これによって長期ホルダーの視点から見た場合リベースによって枚数が増えるわけなのでドル建てで視た場合の資産は増えていることになります。
AMPLのその先の展望
AMPLのロードマップとして3つの大きなプロダクトが存在してます。
- Decentralized Lending
- Decentralized Derivatives
- Wrapped AMPL is Coming
Decentralized Lending
1つ目としては分散型のレンディングプロトコルです。
通常であれば借りたお金を運用し収益を上げ、その差額をアービトラージするようなビジネスモデルとなります。
問題なのはローン契約がBTC,ETHを始めとするボラティリティの高い通貨となった場合貸し手はともかく借り手はその価格変動性を考えなくてはいけなくなります。

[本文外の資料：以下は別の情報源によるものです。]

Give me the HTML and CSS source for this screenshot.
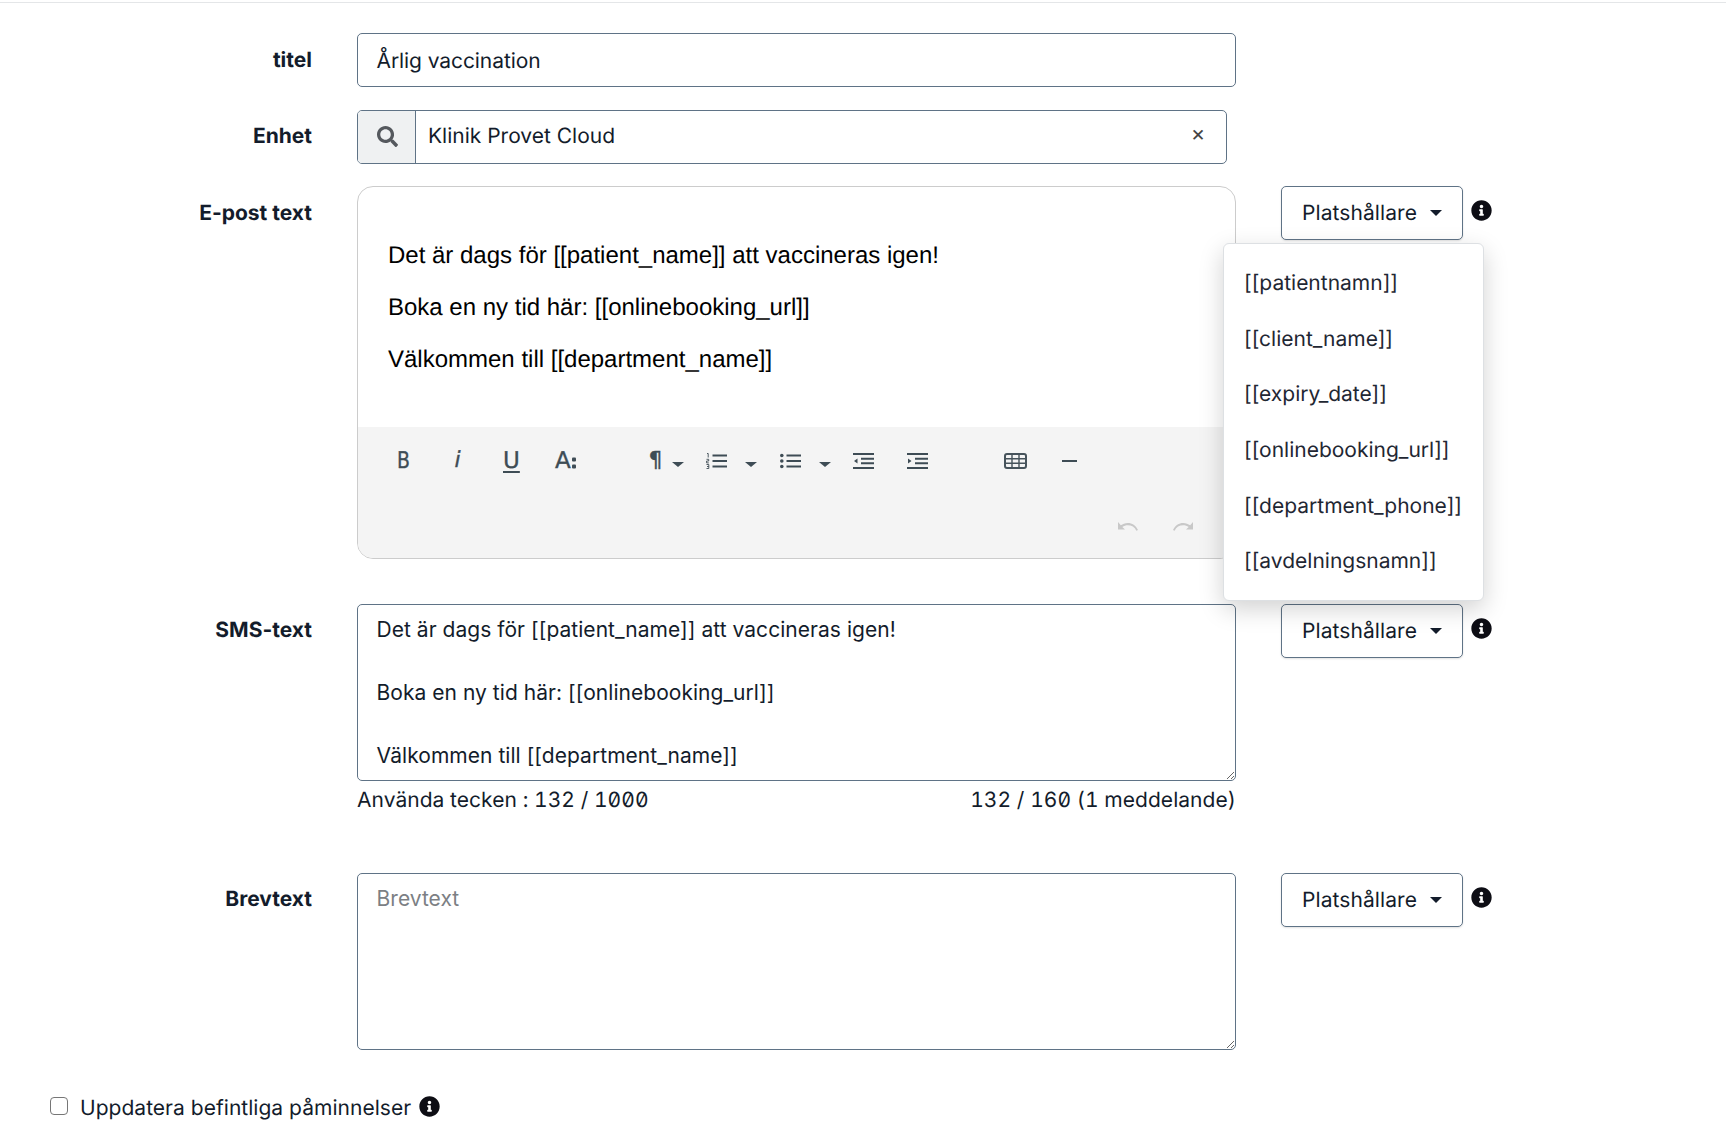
FILE: index.html
```html
<!DOCTYPE html>
<html lang="sv">
<head>
<meta charset="utf-8">
<title>Påminnelse</title>
<link rel="stylesheet" href="styles.css">
</head>
<body>
<svg class="defs" width="0" height="0" aria-hidden="true">
  <symbol id="info" viewBox="0 0 512 512"><path d="M256 8C119.043 8 8 119.083 8 256c0 136.997 111.043 248 248 248s248-111.003 248-248C504 119.083 392.957 8 256 8zm0 110c23.196 0 42 18.804 42 42s-18.804 42-42 42-42-18.804-42-42 18.804-42 42-42zm56 254c0 6.627-5.373 12-12 12h-88c-6.627 0-12-5.373-12-12v-24c0-6.627 5.373-12 12-12h12v-64h-12c-6.627 0-12-5.373-12-12v-24c0-6.627 5.373-12 12-12h64c6.627 0 12 5.373 12 12v100h12c6.627 0 12 5.373 12 12v24z"/></symbol>
  <symbol id="undo" viewBox="0 0 20 9"><path d="M0 0v7.500h7L4.300 5C6 3.900 7.800 3.300 9.800 3.300c3.700 0 6.900 1.800 8.600 5.500L20 8C17.900 3.300 14.100 .9 9.800 .9 7 .9 4.800 1.800 2.800 3.300z"/></symbol>
</svg>
<main class="form">
  <div class="row row-title">
    <label class="label">titel</label>
    <div class="main-col"><div class="control">Årlig vaccination</div></div>
  </div>
  <div class="row row-unit">
    <label class="label">Enhet</label>
    <div class="main-col">
      <div class="select">
        <span class="addon"><svg class="search" viewBox="0 0 512 512"><path d="M505 442.7L405.3 343c-4.500-4.500-10.600-7-17-7H372c27.600-35.300 44-79.700 44-128C416 93.100 322.900 0 208 0S0 93.100 0 208s93.100 208 208 208c48.300 0 92.700-16.400 128-44v16.300c0 6.400 2.500 12.500 7 17l99.700 99.700c9.400 9.400 24.600 9.400 33.900 0l28.300-28.300c9.400-9.400 9.400-24.600.1-34zM208 336c-70.700 0-128-57.200-128-128 0-70.700 57.200-128 128-128 70.700 0 128 57.200 128 128 0 70.700-57.200 128-128 128z"/></svg></span>
        <span class="select-value">Klinik Provet Cloud</span>
        <span class="clear">×</span>
      </div>
    </div>
  </div>
  <div class="row row-email">
    <label class="label">E-post text</label>
    <div class="main-col">
      <div class="editor">
        <div class="editor-body">
          <p>Det är dags för [[patient_name]] att vaccineras igen!</p>
          <p>Boka en ny tid här: [[onlinebooking_url]]</p>
          <p>Välkommen till [[department_name]]</p>
        </div>
        <div class="toolbar">
          <div class="tools">
            <span class="tool t-b"><span class="glyph">B</span></span>
            <span class="tool t-i">i</span>
            <span class="tool t-u">U</span>
            <span class="tool t-a">A<svg class="dots" viewBox="0 0 4 14"><rect x="0" y="1.500" width="4" height="4" rx="1"/><rect x="0" y="8.500" width="4" height="4" rx="1"/></svg></span>
            <span class="tool t-p">¶<i class="mini-caret"></i></span>
            <span class="tool t-ol">
              <svg class="ti" viewBox="0 0 21 16"><path class="s" d="M6.500 2.500H21M6.500 8H21M6.500 13.500H21"/><path class="n" d="M1 .5h1.200v4M.5 6.300h2.200v1.700H.6v1.900h2.200M.5 11.500h2.300v4H.5M1 13.500h1.800"/></svg><i class="mini-caret wide"></i>
            </span>
            <span class="tool t-ul">
              <svg class="ti" viewBox="0 0 21 16"><path class="s" d="M6.500 2.500H21M6.500 8H21M6.500 13.500H21"/><circle cx="1.800" cy="2.500" r="1.800"/><circle cx="1.800" cy="8" r="1.800"/><circle cx="1.800" cy="13.500" r="1.800"/></svg><i class="mini-caret wide"></i>
            </span>
            <span class="tool t-out"><svg class="ti" viewBox="0 0 21 16"><path class="s" d="M0 1h21M8 5.800h13M8 10.200h13M0 15h21"/><path d="M4.500 5.500v5L1 8z"/></svg></span>
            <span class="tool t-in"><svg class="ti" viewBox="0 0 21 16"><path class="s" d="M0 1h21M8 5.800h13M8 10.200h13M0 15h21"/><path d="M1 5.500v5L4.500 8z"/></svg></span>
            <span class="tool t-table"><svg class="table-ic" viewBox="0 0 23 16"><rect class="t" x="1" y="1" width="21" height="14" rx="2"/><path class="g" d="M1 5.700h21M1 10.300h21M8 1v14M15 1v14"/></svg></span>
            <span class="tool t-hr"><svg class="hr" viewBox="0 0 15 2"><rect width="15" height="2"/></svg></span>
          </div>
          <div class="history">
            <svg class="hist"><use href="#undo"/></svg>
            <svg class="hist flip"><use href="#undo"/></svg>
          </div>
        </div>
      </div>
    </div>
    <div class="side">
      <div class="btn"><span class="btn-text">Platshållare</span><i class="caret"></i></div>
      <svg class="info"><use href="#info"/></svg>
      <ul class="menu">
        <li>[[patientnamn]]</li>
        <li>[[client_name]]</li>
        <li>[[expiry_date]]</li>
        <li>[[onlinebooking_url]]</li>
        <li>[[department_phone]]</li>
        <li>[[avdelningsnamn]]</li>
      </ul>
    </div>
  </div>
  <div class="row row-sms">
    <label class="label">SMS-text</label>
    <div class="main-col">
      <textarea class="area" rows="5" readonly>Det är dags för [[patient_name]] att vaccineras igen!

Boka en ny tid här: [[onlinebooking_url]]

Välkommen till [[department_name]]</textarea>
      <div class="counter"><span>Använda tecken : 132 / 1000</span><span>132 / 160 (1 meddelande)</span></div>
    </div>
    <div class="side">
      <div class="btn"><span class="btn-text">Platshållare</span><i class="caret"></i></div>
      <svg class="info"><use href="#info"/></svg>
    </div>
  </div>
  <div class="row row-letter">
    <label class="label">Brevtext</label>
    <div class="main-col">
      <textarea class="area" rows="5" readonly placeholder="Brevtext"></textarea>
    </div>
    <div class="side">
      <div class="btn"><span class="btn-text">Platshållare</span><i class="caret"></i></div>
      <svg class="info"><use href="#info"/></svg>
    </div>
  </div>
  <div class="check-row">
    <span class="check"></span>
    <span class="check-label">Uppdatera befintliga påminnelser</span>
    <svg class="info small"><use href="#info"/></svg>
  </div>
</main>
</body>
</html>
```
FILE: styles.css
```css
* { box-sizing: border-box; }
html, body { margin: 0; padding: 0; background: #fff; }
body {
  font-family: Inter, "Liberation Sans", sans-serif;
  font-size: 21px;
  line-height: 31.5px;
  color: #131c2b;
  height: 1144px;
  overflow: hidden;
  text-rendering: geometricPrecision;
}
.defs { position: absolute; }
.form { border-top: 1px solid #e4e6e8; margin-top: 2px; padding-top: 30px; }
.row {
  display: grid;
  grid-template-columns: 312px 879px auto;
  column-gap: 45px;
  align-items: start;
}
.row-unit { margin-top: 23px; }
.row-email { margin-top: 22px; }
.row-sms { margin-top: 45px; }
.row-letter { margin-top: 0; }
.label {
  font-weight: 700;
  text-align: right;
  padding-top: 11px;
  color: #131c2b;
}
.row-title .label, .row-email .label { padding-top: 12px; }
.main-col { min-width: 0; }
.control {
  height: 54px;
  border: 1px solid #5f7386;
  border-radius: 5px;
  padding: 12px 18.5px;
  letter-spacing: -.08px;
}
.select {
  display: flex;
  align-items: center;
  width: 870px;
  height: 54px;
  border: 1px solid #5f7386;
  border-radius: 5px;
  overflow: hidden;
}
.addon {
  display: flex;
  align-items: center;
  justify-content: center;
  width: 58px;
  height: 100%;
  flex: none;
  background: #eff1f2;
  border-right: 1px solid #5f7386;
  padding: 0 0 2px 2px;
}
.search { width: 21px; height: 21px; fill: #55595e; }
.select-value { flex: 1; padding-left: 12px; }
.clear { width: 60px; text-align: center; color: #444; font-size: 22px; padding: 0 0 5px 4px; }
.editor {
  height: 373px;
  border: 1px solid #cccccc;
  border-radius: 16px;
  overflow: hidden;
  display: flex;
  flex-direction: column;
}
.editor-body {
  height: 240px;
  padding: 53px 30px 0;
  font-family: "Liberation Sans", Arial, sans-serif;
  font-size: 24px;
  line-height: 32px;
  color: #000;
}
.editor-body p { margin: 0 0 20px; }
.toolbar {
  flex: 1;
  background: #f4f4f4;
  padding: 19px 0 0 39px;
  display: flex;
  flex-direction: column;
  color: #3e4c55;
}
.tools { display: flex; align-items: center; height: 30px; }
.tool {
  display: inline-flex;
  align-items: center;
  font-family: "DejaVu Sans", sans-serif;
  font-size: 23px;
  color: #3e4c55;
  line-height: 1;
  flex: none;
  -webkit-text-stroke: .35px #3e4c55;
}
.glyph { display: inline-block; transform: scaleX(.82); transform-origin: left center; }
.t-b { width: 57.5px; }
.t-i { width: 48.5px; font-style: italic; font-size: 22px; }
.t-u { width: 52px; text-decoration: underline; text-underline-offset: 3px; text-decoration-thickness: 2px; }
.t-a { width: 93.5px; }
.dots { width: 4px; height: 14px; fill: #3e4c55; margin-left: 1px; margin-top: 3px; }
.t-p { width: 57px; font-size: 22px; }
.t-ol { width: 74.5px; }
.t-ul { width: 72.5px; }
.t-out { width: 54px; }
.t-in { width: 97.5px; }
.t-table { width: 58px; }
.ti { width: 21px; height: 16px; fill: #3e4c55; display: block; flex: none; }
.table-ic { width: 23px; height: 16px; display: block; }
.s { fill: none; stroke: #3e4c55; stroke-width: 2; }
.n { fill: none; stroke: #3e4c55; stroke-width: .9; }
.t { fill: none; stroke: #46535b; stroke-width: 2; }
.g { fill: none; stroke: #46535b; stroke-width: 1.400; }
.hr { width: 15px; height: 2px; fill: #3e4c55; display: block; }
.mini-caret {
  display: inline-block;
  width: 0; height: 0;
  margin-left: 9px;
  margin-top: 6px;
  border-left: 6px solid transparent;
  border-right: 6px solid transparent;
  border-top: 5px solid #3e4c55;
}
.mini-caret.wide { margin-left: 18px; margin-top: 6px; }
.history {
  display: flex;
  justify-content: flex-end;
  gap: 35px;
  margin-top: 46px;
  padding-right: 42px;
}
.hist { width: 20px; height: 9px; fill: #c8c8c8; }
.flip { transform: scaleX(-1); }
.side { position: relative; display: flex; align-items: flex-start; }
.btn {
  height: 54px;
  width: 182px;
  display: flex;
  align-items: center;
  justify-content: center;
  border: 1px solid #5f7386;
  border-radius: 5px;
  background: #fff;
  box-shadow: 0 1px 2px rgba(0,0,0,.12);
}
.btn-text { padding-top: 2px; letter-spacing: .08px; }
.caret {
  display: inline-block;
  margin-left: 13px;
  width: 0; height: 0;
  border-left: 6px solid transparent;
  border-right: 6px solid transparent;
  border-top: 6px solid #131c2b;
}
.info { width: 21px; height: 21px; margin: 14px 0 0 8px; fill: #0d0d14; flex: none; }
.menu {
  position: absolute;
  left: -58px;
  top: 57px;
  z-index: 5;
  width: 261px;
  height: 358px;
  margin: 0;
  padding: 24px 0 0 20px;
  list-style: none;
  background: #fff;
  border: 1px solid #dde0e3;
  border-radius: 6px;
  box-shadow: 0 8px 24px rgba(0,0,0,.18);
  white-space: nowrap;
  color: #1f2733;
}
.menu li { height: 55.7px; }
.area {
  display: block;
  width: 879px;
  height: 177px;
  border: 1px solid #5f7386;
  border-radius: 5px;
  padding: 9px 18.5px;
  font: inherit;
  line-height: 31.5px;
  letter-spacing: .04px;
  color: #131c2b;
  background: #fff;
  overflow: hidden;
  outline: none;
}
.area::placeholder { color: #7c7f84; opacity: 1; }
.counter {
  display: flex;
  justify-content: space-between;
  margin-top: 4px;
  height: 88px;
  letter-spacing: .04px;
  font-variant-numeric: tabular-nums slashed-zero;
  font-feature-settings: "tnum", "zero";
}
.check-row {
  display: flex;
  align-items: center;
  margin-top: 37px;
  padding-left: 50px;
}
.check {
  width: 18px; height: 18px;
  border: 1px solid #767676;
  border-radius: 4px;
  background: #fff;
  flex: none;
}
.check-label { margin-left: 12px; padding-top: 6px; letter-spacing: .03px; }
.info.small { margin: 1px 0 0 8px; }
```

高いボラティリティを持つ価格変動通貨はローンでのリスクが高く、場合によっては清算されて損失を被る場合もあります。
現在実施されている分散型の貸付プラットフォームでの大部分がステーブルコインとなっています。
AMPLではこの依存関係を排除しようというのが目標となっています。
Decentralized Derivatives
デリバティブというのは価値が原資産に依存する特別な種類の金融となっています。
オンチェーンデリバティブを可能にするためにAMPLを使用します。これにより基礎になるAMPLより基礎になるAMPLよりも変動率の低いシニアデリバティブトークンとオラクルリスクを追加することなくジュニアデリバティブトークンを手にすることができます。
Wrapped AMPL
リベーストークンはその仕組的にCEXで管理するのが非常に困難となっています。
これを対処するためにオープンソースラッパーを開発しました。
これにより統合が非常に簡単かつシンプルにできるようになりました。
wrapped AMPLはWETH(wrapped Ethereum)の様にAMPLにペグしたトークンとなっています。
これの用途としてはブリッジやリーティングに使用され保管などバックグラウンドでの使用が想定されています。
まとめ
今回はAMPLについて解説しました。
仮想通貨の全体的な需給の指標としても一部では扱われ、成功している異質なステーブルプロダクトとしてのAMPLが今後どういう立ち位置になっていくのか今後も目が離せませんね!